Aim of the exercise: Your task is to retype the lines from the opening of the material through the line that includes "const allCities = ref(false)". Do not copy the pictures.
----------
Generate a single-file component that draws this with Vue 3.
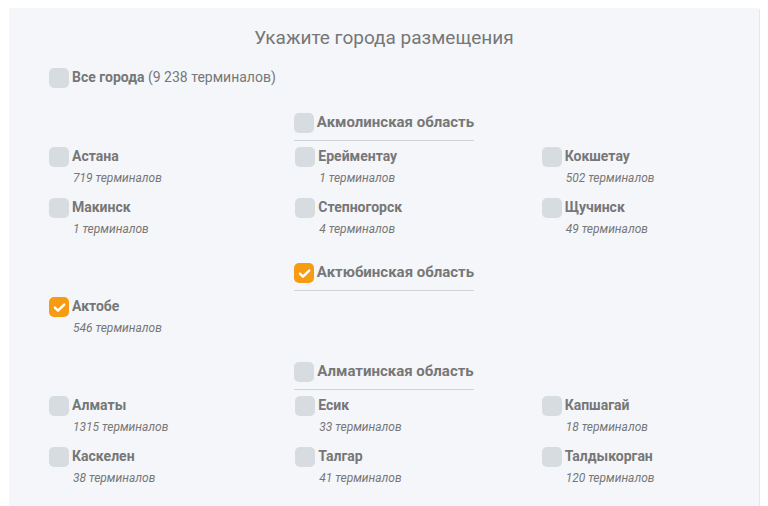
<script setup>
import { reactive, ref } from 'vue'

const allCities = ref(false)

const regions = reactive([
  {
    id: 'akmola',
    name: 'Акмолинская область',
    checked: false,
    cities: [
      { id: 'astana', name: 'Астана', terminals: 719, checked: false },
      { id: 'ereymentau', name: 'Ерейментау', terminals: 1, checked: false },
      { id: 'kokshetau', name: 'Кокшетау', terminals: 502, checked: false },
      { id: 'makinsk', name: 'Макинск', terminals: 1, checked: false },
      { id: 'stepnogorsk', name: 'Степногорск', terminals: 4, checked: false },
      { id: 'schuchinsk', name: 'Щучинск', terminals: 49, checked: false }
    ]
  },
  {
    id: 'aktobe-region',
    name: 'Актюбинская область',
    checked: true,
    cities: [{ id: 'aktobe', name: 'Актобе', terminals: 546, checked: true }]
  },
  {
    id: 'almaty-region',
    name: 'Алматинская область',
    checked: false,
    cities: [
      { id: 'almaty', name: 'Алматы', terminals: 1315, checked: false },
      { id: 'esik', name: 'Есик', terminals: 33, checked: false },
      { id: 'kapshagay', name: 'Капшагай', terminals: 18, checked: false },
      { id: 'kaskelen', name: 'Каскелен', terminals: 38, checked: false },
      { id: 'talgar', name: 'Талгар', terminals: 41, checked: false },
      { id: 'taldykorgan', name: 'Талдыкорган', terminals: 120, checked: false }
    ]
  }
])

function toggleRegion(region) {
  region.cities.forEach((city) => {
    city.checked = region.checked
  })
}

function toggleAll() {
  regions.forEach((region) => {
    region.checked = allCities.value
    toggleRegion(region)
  })
}
</script>

<template>
  <main class="panel">
    <h1 class="title">Укажите города размещения</h1>

    <div class="option">
      <span class="tick">
        <input id="all" v-model="allCities" type="checkbox" @change="toggleAll" />
        <svg viewBox="0 0 20 20" aria-hidden="true"><path d="M5.9 10.6L9 13.7L15.2 7.6" /></svg>
      </span>
      <label for="all"><b>Все города</b> (9 238 терминалов)</label>
    </div>

    <section v-for="region in regions" :key="region.id" class="region">
      <h2 class="region-head">
        <span class="tick">
          <input :id="region.id" v-model="region.checked" type="checkbox" @change="toggleRegion(region)" />
          <svg viewBox="0 0 20 20" aria-hidden="true"><path d="M5.9 10.6L9 13.7L15.2 7.6" /></svg>
        </span>
        <label :for="region.id">{{ region.name }}</label>
      </h2>
      <ul class="cities">
        <li v-for="city in region.cities" :key="city.id" class="option">
          <span class="tick">
            <input :id="city.id" v-model="city.checked" type="checkbox" />
            <svg viewBox="0 0 20 20" aria-hidden="true"><path d="M5.9 10.6L9 13.7L15.2 7.6" /></svg>
          </span>
          <label :for="city.id">
            <b>{{ city.name }}</b>
            <em>{{ city.terminals }} терминалов</em>
          </label>
        </li>
      </ul>
    </section>
  </main>
</template>

<style>
body {
  margin: 0;
  background: #fff;
}
</style>

<style scoped>
.panel {
  margin: 8px 9px 0;
  padding: 0 40px 8px;
  background: #f4f6fa;
  box-shadow: 1px 1px 0 #e6e7e9;
  color: #777;
  font: 14px/18px Roboto, sans-serif;
}

.title {
  margin: 0;
  font-size: 19px;
  font-weight: 400;
  line-height: 60px;
  text-align: center;
}

.option {
  display: flex;
  gap: 3px;
}

.tick {
  position: relative;
  flex: none;
  width: 20px;
  height: 20px;
}

.tick input {
  display: block;
  appearance: none;
  width: 20px;
  height: 20px;
  margin: 0;
  border-radius: 5px;
  background: #d6dcdf;
  cursor: pointer;
}

.tick input:checked {
  background: #f59c12;
}

.tick svg {
  position: absolute;
  inset: 0;
  display: none;
  fill: none;
  stroke: #fff;
  stroke-width: 2.4;
  stroke-linecap: round;
  stroke-linejoin: round;
  pointer-events: none;
}

.tick input:checked + svg {
  display: block;
}

label {
  cursor: pointer;
}

b {
  font-weight: 700;
}

.region {
  margin-top: 14px;
}

.option + .region {
  margin-top: 25px;
}

.region-head {
  display: flex;
  gap: 3px;
  width: fit-content;
  margin: 0 auto 6px;
  padding-bottom: 7px;
  border-bottom: 1px solid #d0d2d5;
  font-size: 15px;
  font-weight: 700;
}

.cities {
  display: grid;
  grid-template-columns: repeat(3, minmax(0, 1fr));
  grid-auto-rows: 51px;
  column-gap: 69px;
  margin: 0;
  padding: 0;
  list-style: none;
}

.cities b,
.cities em {
  display: block;
}

.cities em {
  padding: 4px 0 0 1px;
  font-size: 12px;
}
</style>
----------
Written reply:
Generate a single-file component that draws this with Vue 3.
<script setup>
import { reactive, ref } from 'vue'

const allCities = ref(false)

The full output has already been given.